A batting collapse, such as that suffered by Sri Lanka on Tuesday, is not just a batting collapse it is a more fundamental failure. Nothing shines a light so bleakly upon a team’s soul and spirit as the kind of events that took place on Monday afternoon. It was an abject failure of nerve, the ultimate in mental disintegration. There is no way back for Sri Lanka.
The anatomy of a collapse is a curious thing. There is no one particular moment that you can say with certainty starts the rot, rather it is usually a culmination of events: poor or lazy decision-making, sometimes ill-fortune; a moment of madness, and a lack of awareness of the possibilities to come. One batsman’s failure brings on another’s, until there is the unmistakable whiff of panic at which point there is a collective failure of will, a freezing if you like, events unfolding rapidly thereafter, the situation seemingly out of control.
As sport is a contest between two teams, there is a Newtonian reaction. Confidence drains away from one team, as rapidly as water from a plughole, and so it surges through the other, as if a transfusion has taken place. Quick bowlers seem a yard quicker, the spinners more cunning, the catchers more alert and the pitch more capricious. Since, inevitably, batting collapses are accompanied by attacking fields, there is the sense of strangulation, the two batsmen outnumbered by forces that appear to be swarming everywhere.
In one of his quasi-academic essays, the writer Malcolm Gladwell analysed the differences between choking and panicking, looking at the epic failures of Greg Norman on the last day of the Masters in 1996, and Jana Novotna at Wimbledon three years earlier. Choking, he said, is a result of thinking too much, so that what was once ingrained and second nature is no longer; panicking is the result of thinking too little. As if, for a sportsman, the difference is anything but semantic. Panic? Choke? The reasons may be clouded in pseudo-scientific gobbledegook; the result is plain for everyone, spectators and opponents, to see.
Sri Lanka’s collapse exhibited all these classic signs. The morning rain induced a kind of mental flabbiness, producing what Mahela Jayawardena described yesterday as a no-win situation, where Sri Lanka’s batsmen could only play for a draw or personal milestones. Stuart Broad’s opening over, two deliveries of which bounced unevenly, suggested that the pitch was not docile, rather had been made to look so earlier in the game by Sri Lanka’s insipid attack. There were possibilities, maybe only the three percent chance of a result as recognised by Andrew Strauss, but a chance that England were aware of, Sri Lanka, sleepwalking to oblivion, apparently not.

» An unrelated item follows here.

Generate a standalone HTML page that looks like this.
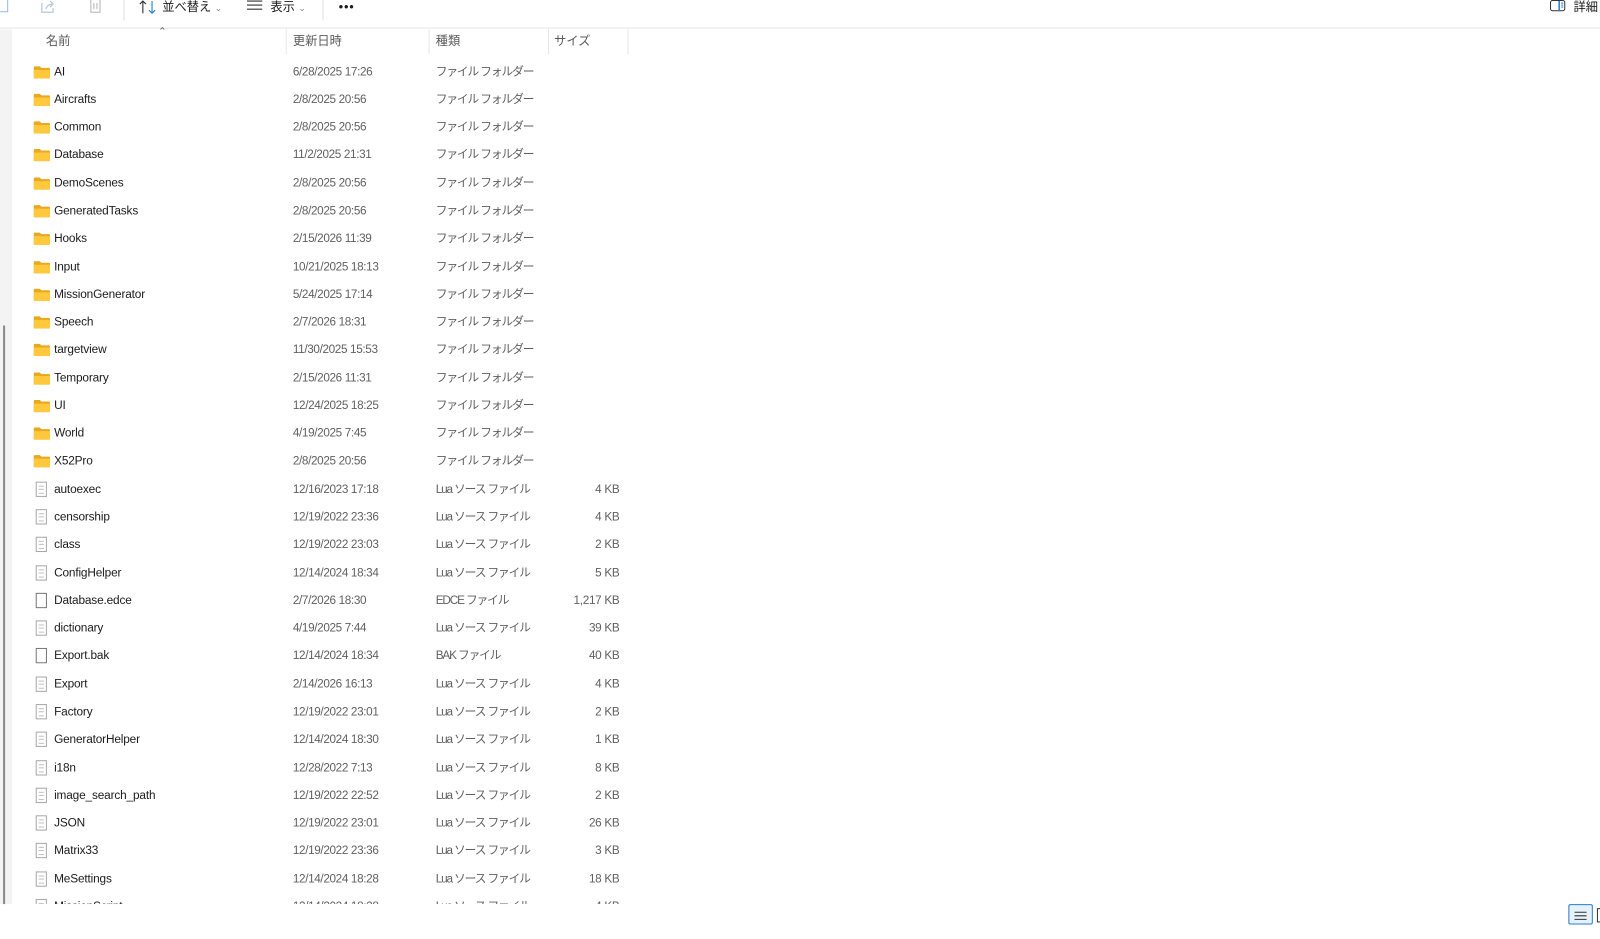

James Anderson’s injury was irrelevant. Batting collapses are invariably the work of one, or two bowlers, the time-span being short. Curtly Ambrose springs to mind as a solitary wrecker, spreading mayhem against England in Trinidad in 1994 and against Australia on a trampoline pitch in Perth, when seven wickets fell for one run. Glenn McGrath and Shane Warne together stifled England into horrid submission in Adelaide, Phil Tufnell and Andy Caddick did the same to Australia on a wearing pitch at the Oval in 1997. Batting collapses were not always an English phenomenon.
But the batting side is usually an accomplice in its own demise. With England’s lead miniscule, Sri Lanka needed to play judiciously, mixing defence with attack. Runs were still important, not that you would have realised it, watching them disappear into their shells immediately after tea. Jaywardena, Kumar Sangakkara, Thilan Samaraweera, all averaging over fifty in Test cricket, hemmed in, unable or unwilling to play a stroke and when they did so, choosing the wrong option. In that sense, it was a peculiarly English collapse: feeble, timid, supine.
Then panic set in. The realisation dawned that they were deep in trouble and they went from being shot-less to playing in kamikaze fashion. They went from being England to Pakistan. Prasanna Jayawardena, so unruffled in the first innings, flapped at a short, wide ball that he should have left alone; Thisara Perera heaved at everything, Rangana Herath swept a ball he should have defended. Could have? Should have? Sri Lanka were overwhelmed, the absence of logical thought highlighted when Farveez Maharoof called for a review to a ball he had clearly edged behind.
A batting collapse highlights the fragility of one team, but also the ruthlessness of another. Half chances were snapped up, none better than the catch by Ian Bell at short-leg to get rid of Perera. When Broad replaced Chris Tremlett, he went for the jugular, literally, his earlier waywardness forgotten as he tore into Sri Lanka’s tail-enders with some extremely hostile and aggressive fast bowling. England had been granted an opportunity; they did not let it slip.
Cruelty is as much a part of sport as beauty, losing as much a part of it as winning. It was a cruel afternoon because the truth was there for everyone to see: Sri Lanka did not have the stomach for the fight, neither the technical know-how nor the competitive heart to withstand a rampant opponent. You can dress it up any way you like, and Sri Lanka will trot out the usual guff about four good days, one bad, but there is no getting away from the truth: England applied pressure and Sri Lanka panicked and then folded. When you have that psychological over your opponent, the game is as good as up.